**Exercise details**
Do not repeat pictures. Repeat exactly the lines of the listing below from its first line through the line with "const box = <Box".

**Collected material**
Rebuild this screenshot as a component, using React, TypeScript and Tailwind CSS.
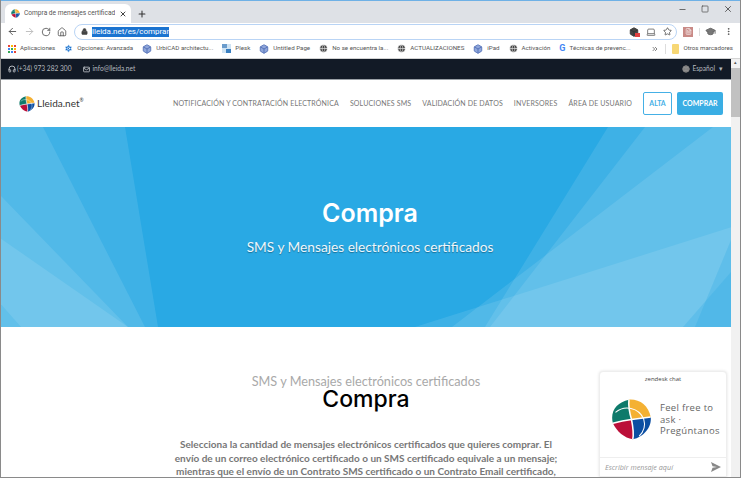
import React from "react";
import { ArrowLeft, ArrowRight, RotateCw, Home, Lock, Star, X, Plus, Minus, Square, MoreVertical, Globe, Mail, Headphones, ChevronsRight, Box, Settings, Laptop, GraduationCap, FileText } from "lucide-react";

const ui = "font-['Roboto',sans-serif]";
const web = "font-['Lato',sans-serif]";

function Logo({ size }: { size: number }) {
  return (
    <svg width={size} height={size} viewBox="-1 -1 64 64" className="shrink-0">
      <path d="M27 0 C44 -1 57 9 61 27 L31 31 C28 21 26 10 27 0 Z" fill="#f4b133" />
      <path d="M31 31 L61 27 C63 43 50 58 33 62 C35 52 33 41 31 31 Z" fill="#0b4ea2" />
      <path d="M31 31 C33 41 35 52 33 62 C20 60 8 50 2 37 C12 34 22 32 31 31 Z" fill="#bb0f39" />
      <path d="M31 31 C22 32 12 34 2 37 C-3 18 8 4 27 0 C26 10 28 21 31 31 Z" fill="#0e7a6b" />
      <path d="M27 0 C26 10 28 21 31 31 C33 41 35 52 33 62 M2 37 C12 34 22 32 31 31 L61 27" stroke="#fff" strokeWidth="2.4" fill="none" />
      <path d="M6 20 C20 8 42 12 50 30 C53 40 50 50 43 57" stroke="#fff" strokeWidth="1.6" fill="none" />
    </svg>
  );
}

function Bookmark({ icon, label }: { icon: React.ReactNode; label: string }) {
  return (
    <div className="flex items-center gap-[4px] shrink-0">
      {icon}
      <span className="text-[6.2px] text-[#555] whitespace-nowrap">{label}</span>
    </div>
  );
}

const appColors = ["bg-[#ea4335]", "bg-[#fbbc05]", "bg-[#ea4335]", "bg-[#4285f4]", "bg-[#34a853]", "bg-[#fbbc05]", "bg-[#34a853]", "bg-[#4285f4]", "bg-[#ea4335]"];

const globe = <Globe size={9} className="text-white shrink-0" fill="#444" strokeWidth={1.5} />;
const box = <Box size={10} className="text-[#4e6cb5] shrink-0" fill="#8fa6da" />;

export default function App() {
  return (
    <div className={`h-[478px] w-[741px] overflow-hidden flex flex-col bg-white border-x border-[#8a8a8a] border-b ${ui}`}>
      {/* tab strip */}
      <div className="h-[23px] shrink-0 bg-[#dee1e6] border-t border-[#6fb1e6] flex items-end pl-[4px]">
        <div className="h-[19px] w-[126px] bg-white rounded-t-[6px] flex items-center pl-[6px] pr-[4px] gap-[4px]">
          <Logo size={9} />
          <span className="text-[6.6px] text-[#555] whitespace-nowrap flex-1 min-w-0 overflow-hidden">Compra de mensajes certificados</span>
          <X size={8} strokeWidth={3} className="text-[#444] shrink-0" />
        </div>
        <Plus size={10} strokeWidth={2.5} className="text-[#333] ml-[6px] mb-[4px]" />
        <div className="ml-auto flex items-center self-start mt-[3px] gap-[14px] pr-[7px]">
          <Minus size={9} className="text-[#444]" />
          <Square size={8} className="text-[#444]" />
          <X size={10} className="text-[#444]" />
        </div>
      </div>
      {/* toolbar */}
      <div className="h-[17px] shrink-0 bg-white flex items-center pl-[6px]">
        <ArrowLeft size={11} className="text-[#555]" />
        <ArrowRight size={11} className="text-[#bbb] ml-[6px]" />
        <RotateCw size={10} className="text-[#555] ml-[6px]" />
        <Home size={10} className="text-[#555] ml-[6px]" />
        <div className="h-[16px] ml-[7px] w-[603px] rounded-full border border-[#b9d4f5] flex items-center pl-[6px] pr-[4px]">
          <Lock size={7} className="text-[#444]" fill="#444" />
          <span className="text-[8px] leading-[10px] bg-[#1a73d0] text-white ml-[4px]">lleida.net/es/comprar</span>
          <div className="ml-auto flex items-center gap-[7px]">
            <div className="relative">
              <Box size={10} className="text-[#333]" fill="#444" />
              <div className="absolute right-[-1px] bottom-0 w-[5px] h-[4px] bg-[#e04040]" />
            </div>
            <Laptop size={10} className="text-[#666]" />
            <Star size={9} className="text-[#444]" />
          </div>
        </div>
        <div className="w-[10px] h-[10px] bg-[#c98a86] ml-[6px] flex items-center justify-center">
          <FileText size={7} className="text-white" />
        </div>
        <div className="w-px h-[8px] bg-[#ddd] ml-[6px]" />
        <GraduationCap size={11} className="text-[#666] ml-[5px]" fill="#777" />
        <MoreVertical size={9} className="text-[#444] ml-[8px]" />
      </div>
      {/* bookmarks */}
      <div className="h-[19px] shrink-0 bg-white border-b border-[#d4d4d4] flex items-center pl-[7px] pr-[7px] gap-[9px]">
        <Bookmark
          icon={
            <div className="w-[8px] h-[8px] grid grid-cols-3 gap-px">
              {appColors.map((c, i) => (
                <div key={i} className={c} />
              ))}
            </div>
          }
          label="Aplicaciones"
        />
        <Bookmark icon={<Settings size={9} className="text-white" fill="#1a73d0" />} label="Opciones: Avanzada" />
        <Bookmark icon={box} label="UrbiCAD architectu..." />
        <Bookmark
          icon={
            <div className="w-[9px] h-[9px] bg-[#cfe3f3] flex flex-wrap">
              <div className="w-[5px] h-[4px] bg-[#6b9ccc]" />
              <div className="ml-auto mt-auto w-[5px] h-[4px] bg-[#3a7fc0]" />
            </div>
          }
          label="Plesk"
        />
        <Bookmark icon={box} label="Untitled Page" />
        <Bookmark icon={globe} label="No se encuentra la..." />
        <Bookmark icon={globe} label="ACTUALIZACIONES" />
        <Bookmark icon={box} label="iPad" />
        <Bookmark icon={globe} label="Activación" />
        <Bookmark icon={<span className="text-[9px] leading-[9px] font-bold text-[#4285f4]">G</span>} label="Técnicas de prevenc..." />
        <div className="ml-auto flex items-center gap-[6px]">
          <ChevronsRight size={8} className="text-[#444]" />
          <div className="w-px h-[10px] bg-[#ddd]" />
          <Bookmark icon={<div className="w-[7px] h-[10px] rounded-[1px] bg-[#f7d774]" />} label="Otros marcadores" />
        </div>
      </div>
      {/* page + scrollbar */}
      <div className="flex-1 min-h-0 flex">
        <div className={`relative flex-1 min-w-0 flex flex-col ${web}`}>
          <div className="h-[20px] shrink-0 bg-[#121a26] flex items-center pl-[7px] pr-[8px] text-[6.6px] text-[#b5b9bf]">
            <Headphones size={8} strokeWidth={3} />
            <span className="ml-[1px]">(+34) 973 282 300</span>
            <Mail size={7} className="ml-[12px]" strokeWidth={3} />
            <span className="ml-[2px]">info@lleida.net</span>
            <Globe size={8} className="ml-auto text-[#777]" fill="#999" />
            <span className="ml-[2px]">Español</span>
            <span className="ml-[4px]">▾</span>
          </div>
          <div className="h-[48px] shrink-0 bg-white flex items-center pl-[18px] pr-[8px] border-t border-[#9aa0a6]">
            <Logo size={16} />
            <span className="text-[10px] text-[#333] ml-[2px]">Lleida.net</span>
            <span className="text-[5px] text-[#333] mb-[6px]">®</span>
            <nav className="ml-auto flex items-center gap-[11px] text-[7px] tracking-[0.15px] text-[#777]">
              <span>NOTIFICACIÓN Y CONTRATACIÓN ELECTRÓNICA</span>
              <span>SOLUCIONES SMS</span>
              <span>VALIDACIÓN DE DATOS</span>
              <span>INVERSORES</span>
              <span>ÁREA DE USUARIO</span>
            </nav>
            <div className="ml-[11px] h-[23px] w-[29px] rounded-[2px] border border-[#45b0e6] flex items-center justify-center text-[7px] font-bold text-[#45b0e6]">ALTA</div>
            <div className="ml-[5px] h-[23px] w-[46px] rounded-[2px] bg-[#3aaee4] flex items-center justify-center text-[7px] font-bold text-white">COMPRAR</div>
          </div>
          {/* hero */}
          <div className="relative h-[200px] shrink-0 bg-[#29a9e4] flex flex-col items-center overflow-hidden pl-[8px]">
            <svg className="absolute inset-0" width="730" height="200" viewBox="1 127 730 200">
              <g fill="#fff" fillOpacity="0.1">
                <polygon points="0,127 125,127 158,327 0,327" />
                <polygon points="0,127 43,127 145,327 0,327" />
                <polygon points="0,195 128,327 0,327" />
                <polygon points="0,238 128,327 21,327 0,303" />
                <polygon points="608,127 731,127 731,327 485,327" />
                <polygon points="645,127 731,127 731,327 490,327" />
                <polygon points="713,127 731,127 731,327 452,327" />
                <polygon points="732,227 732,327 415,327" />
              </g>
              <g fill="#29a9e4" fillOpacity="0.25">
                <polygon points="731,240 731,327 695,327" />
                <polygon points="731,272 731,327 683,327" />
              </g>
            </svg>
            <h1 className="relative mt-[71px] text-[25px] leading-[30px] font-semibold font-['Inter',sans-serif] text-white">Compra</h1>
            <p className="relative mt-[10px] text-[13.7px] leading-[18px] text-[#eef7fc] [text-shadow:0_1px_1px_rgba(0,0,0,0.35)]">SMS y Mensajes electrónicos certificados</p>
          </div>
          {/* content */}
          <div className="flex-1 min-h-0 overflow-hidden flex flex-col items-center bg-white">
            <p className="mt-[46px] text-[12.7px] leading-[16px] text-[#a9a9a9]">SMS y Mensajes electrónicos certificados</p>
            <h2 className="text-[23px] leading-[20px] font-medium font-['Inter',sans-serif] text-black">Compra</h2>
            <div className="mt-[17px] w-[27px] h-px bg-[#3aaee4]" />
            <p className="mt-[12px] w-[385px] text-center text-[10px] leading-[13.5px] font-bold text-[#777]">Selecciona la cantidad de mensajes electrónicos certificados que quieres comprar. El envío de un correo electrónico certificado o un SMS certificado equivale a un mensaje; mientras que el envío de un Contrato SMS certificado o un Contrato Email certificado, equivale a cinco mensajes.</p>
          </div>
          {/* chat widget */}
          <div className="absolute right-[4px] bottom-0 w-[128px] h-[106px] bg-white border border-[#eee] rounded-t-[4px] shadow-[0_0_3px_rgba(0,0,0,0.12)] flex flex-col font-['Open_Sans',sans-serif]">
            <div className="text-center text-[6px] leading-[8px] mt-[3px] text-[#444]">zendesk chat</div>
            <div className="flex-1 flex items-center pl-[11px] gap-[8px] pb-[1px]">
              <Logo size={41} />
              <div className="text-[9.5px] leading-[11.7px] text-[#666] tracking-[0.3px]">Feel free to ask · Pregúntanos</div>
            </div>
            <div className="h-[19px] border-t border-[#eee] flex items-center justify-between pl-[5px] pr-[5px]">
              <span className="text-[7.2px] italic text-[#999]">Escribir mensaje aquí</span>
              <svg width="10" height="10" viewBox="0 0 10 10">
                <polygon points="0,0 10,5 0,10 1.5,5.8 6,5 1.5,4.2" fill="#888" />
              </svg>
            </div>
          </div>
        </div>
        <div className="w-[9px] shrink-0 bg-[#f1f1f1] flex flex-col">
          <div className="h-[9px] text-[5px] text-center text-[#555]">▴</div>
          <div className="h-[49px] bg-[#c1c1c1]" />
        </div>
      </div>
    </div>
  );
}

**Problem solution**
Rebuild this screenshot as a component, using React, TypeScript and Tailwind CSS.
import React from "react";
import { ArrowLeft, ArrowRight, RotateCw, Home, Lock, Star, X, Plus, Minus, Square, MoreVertical, Globe, Mail, Headphones, ChevronsRight, Box, Settings, Laptop, GraduationCap, FileText } from "lucide-react";

const ui = "font-['Roboto',sans-serif]";
const web = "font-['Lato',sans-serif]";

function Logo({ size }: { size: number }) {
  return (
    <svg width={size} height={size} viewBox="-1 -1 64 64" className="shrink-0">
      <path d="M27 0 C44 -1 57 9 61 27 L31 31 C28 21 26 10 27 0 Z" fill="#f4b133" />
      <path d="M31 31 L61 27 C63 43 50 58 33 62 C35 52 33 41 31 31 Z" fill="#0b4ea2" />
      <path d="M31 31 C33 41 35 52 33 62 C20 60 8 50 2 37 C12 34 22 32 31 31 Z" fill="#bb0f39" />
      <path d="M31 31 C22 32 12 34 2 37 C-3 18 8 4 27 0 C26 10 28 21 31 31 Z" fill="#0e7a6b" />
      <path d="M27 0 C26 10 28 21 31 31 C33 41 35 52 33 62 M2 37 C12 34 22 32 31 31 L61 27" stroke="#fff" strokeWidth="2.4" fill="none" />
      <path d="M6 20 C20 8 42 12 50 30 C53 40 50 50 43 57" stroke="#fff" strokeWidth="1.6" fill="none" />
    </svg>
  );
}

function Bookmark({ icon, label }: { icon: React.ReactNode; label: string }) {
  return (
    <div className="flex items-center gap-[4px] shrink-0">
      {icon}
      <span className="text-[6.2px] text-[#555] whitespace-nowrap">{label}</span>
    </div>
  );
}

const appColors = ["bg-[#ea4335]", "bg-[#fbbc05]", "bg-[#ea4335]", "bg-[#4285f4]", "bg-[#34a853]", "bg-[#fbbc05]", "bg-[#34a853]", "bg-[#4285f4]", "bg-[#ea4335]"];

const globe = <Globe size={9} className="text-white shrink-0" fill="#444" strokeWidth={1.5} />;
const box = <Box size={10} className="text-[#4e6cb5] shrink-0" fill="#8fa6da" />;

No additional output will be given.